Copy out all lines where "components" appears.

▸ DATASET RECORDS
_ _ _
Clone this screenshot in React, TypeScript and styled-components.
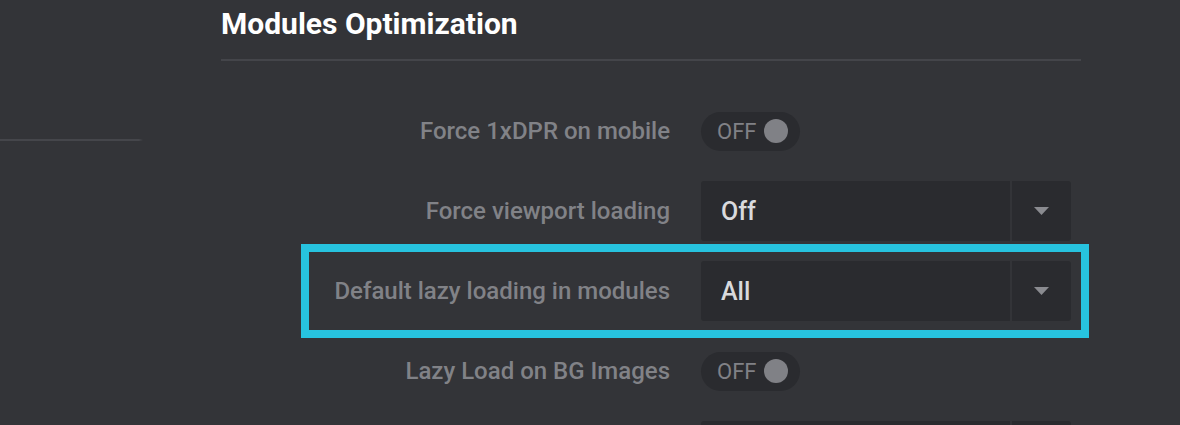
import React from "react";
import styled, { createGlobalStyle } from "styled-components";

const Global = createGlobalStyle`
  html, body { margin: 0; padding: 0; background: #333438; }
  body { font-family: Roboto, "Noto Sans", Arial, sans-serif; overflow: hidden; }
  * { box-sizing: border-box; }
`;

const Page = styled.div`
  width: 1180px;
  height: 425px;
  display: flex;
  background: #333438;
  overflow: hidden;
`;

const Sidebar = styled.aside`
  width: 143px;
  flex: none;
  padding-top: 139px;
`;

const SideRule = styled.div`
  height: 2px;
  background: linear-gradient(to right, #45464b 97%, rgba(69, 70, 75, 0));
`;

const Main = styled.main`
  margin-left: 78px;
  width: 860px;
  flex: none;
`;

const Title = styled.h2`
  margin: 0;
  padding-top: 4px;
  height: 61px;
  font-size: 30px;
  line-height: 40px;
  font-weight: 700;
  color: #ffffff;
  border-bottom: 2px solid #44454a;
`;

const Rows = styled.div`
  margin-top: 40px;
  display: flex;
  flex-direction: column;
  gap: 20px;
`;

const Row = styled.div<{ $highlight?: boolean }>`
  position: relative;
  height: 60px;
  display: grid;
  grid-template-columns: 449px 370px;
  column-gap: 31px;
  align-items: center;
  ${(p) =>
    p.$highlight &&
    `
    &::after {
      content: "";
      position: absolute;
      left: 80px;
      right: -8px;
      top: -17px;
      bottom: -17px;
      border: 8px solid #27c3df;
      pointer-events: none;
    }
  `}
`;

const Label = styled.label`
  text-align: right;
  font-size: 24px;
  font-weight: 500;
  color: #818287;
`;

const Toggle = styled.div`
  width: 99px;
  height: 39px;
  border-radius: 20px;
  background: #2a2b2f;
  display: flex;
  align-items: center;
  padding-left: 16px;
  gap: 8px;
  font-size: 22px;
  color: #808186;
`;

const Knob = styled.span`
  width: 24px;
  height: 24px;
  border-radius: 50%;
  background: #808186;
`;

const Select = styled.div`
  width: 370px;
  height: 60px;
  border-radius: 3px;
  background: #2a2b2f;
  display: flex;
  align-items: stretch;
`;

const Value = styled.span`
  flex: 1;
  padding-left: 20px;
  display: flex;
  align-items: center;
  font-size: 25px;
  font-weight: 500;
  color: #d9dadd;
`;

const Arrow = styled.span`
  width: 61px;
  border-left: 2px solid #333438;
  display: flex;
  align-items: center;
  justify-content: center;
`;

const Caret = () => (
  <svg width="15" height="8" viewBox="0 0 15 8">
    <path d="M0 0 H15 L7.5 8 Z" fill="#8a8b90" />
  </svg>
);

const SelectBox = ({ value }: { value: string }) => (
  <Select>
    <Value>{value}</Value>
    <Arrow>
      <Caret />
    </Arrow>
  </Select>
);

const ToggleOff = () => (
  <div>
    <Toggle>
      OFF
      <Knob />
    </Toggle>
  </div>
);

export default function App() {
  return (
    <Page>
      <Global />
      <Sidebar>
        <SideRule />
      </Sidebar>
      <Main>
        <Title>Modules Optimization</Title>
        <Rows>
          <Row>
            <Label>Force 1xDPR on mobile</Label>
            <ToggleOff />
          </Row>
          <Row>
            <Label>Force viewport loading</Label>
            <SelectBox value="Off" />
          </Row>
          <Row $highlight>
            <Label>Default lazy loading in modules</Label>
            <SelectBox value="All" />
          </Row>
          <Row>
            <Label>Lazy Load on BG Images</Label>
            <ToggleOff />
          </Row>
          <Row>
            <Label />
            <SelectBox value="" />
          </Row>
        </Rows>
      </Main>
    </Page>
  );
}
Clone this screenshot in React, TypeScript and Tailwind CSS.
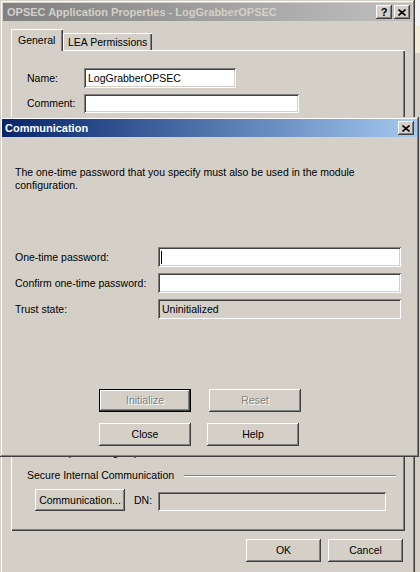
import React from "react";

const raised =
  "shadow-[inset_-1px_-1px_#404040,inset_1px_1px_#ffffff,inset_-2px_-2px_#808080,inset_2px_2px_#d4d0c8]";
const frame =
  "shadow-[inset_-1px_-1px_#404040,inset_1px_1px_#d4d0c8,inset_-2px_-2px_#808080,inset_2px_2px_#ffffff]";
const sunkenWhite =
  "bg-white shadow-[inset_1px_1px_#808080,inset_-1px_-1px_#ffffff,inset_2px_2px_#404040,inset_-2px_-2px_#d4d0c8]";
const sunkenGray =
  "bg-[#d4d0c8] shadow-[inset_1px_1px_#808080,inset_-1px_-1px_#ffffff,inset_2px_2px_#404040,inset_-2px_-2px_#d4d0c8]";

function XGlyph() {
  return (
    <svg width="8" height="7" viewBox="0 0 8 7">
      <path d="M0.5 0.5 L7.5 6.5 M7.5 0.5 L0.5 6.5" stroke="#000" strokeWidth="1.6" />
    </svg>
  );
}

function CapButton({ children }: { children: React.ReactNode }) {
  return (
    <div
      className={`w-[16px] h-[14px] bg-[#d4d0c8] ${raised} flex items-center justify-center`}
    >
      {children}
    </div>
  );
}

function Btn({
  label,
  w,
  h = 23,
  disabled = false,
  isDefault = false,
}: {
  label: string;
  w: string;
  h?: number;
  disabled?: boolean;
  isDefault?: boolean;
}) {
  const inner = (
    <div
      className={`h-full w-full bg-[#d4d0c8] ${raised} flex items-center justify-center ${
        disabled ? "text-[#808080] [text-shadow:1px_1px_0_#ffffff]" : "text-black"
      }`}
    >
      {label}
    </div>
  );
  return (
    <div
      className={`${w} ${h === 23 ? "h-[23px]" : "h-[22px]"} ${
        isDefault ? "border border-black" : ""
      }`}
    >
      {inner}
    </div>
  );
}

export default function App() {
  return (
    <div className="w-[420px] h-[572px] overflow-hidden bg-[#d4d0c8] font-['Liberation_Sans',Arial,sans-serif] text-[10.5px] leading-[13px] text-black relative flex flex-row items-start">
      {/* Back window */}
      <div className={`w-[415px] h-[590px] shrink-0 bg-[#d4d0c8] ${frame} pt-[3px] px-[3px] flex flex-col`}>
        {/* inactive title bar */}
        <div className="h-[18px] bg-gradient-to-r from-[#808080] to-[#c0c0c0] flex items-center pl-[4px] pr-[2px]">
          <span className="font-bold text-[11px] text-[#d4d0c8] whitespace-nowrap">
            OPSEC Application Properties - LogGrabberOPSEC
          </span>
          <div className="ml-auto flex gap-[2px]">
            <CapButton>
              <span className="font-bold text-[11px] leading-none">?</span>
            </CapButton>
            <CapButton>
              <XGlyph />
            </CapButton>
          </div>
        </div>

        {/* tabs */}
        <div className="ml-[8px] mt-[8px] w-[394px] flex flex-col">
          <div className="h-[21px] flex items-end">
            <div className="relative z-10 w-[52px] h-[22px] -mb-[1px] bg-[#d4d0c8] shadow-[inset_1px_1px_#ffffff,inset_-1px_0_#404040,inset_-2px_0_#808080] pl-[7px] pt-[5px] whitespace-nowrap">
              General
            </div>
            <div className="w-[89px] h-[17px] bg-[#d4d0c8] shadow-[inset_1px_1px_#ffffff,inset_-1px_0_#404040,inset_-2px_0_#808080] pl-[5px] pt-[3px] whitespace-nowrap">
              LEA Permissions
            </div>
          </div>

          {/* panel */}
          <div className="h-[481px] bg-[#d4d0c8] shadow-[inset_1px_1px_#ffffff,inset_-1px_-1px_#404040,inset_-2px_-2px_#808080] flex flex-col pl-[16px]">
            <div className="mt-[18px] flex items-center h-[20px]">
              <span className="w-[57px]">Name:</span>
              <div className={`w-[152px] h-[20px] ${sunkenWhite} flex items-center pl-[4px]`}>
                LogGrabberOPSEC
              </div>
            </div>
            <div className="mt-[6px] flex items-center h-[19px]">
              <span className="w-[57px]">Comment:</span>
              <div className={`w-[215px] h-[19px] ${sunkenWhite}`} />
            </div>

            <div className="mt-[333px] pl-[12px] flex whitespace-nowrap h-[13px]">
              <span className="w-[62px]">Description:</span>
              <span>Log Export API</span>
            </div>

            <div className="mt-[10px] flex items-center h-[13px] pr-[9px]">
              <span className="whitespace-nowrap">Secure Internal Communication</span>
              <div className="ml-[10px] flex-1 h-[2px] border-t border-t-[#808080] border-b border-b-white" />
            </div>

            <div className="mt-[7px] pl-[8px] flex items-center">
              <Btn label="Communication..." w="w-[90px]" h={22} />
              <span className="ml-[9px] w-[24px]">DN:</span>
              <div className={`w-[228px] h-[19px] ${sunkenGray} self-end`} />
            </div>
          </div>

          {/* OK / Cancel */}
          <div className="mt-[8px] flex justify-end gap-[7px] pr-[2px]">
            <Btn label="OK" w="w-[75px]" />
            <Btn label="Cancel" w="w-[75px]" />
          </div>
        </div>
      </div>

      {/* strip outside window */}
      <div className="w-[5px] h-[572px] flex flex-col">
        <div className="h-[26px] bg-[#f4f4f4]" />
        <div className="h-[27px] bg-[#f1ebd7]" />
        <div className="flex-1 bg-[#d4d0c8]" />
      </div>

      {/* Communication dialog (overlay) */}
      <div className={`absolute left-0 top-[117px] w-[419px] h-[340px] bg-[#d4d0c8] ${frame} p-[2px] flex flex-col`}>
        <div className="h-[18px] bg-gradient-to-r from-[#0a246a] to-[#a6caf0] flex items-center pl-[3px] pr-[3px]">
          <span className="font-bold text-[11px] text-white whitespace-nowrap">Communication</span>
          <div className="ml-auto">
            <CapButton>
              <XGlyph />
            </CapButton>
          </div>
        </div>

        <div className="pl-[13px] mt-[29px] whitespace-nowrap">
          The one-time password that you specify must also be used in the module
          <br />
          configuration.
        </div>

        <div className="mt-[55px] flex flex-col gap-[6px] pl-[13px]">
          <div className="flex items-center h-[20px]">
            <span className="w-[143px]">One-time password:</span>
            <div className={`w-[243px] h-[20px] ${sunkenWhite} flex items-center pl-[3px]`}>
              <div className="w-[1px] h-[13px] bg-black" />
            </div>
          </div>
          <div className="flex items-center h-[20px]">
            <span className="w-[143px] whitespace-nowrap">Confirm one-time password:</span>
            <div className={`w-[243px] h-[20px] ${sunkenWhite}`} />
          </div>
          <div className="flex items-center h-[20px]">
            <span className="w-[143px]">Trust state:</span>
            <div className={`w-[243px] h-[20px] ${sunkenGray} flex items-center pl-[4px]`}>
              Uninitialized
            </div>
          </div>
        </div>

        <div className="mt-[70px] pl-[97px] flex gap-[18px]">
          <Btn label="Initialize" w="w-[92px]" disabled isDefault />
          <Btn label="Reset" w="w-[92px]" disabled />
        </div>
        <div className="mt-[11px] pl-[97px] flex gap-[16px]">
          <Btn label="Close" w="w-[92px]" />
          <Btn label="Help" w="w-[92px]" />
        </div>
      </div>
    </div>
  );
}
_ _ _
▸ CORRECT RESULT
Clone this screenshot in React, TypeScript and styled-components.
import styled, { createGlobalStyle } from "styled-components";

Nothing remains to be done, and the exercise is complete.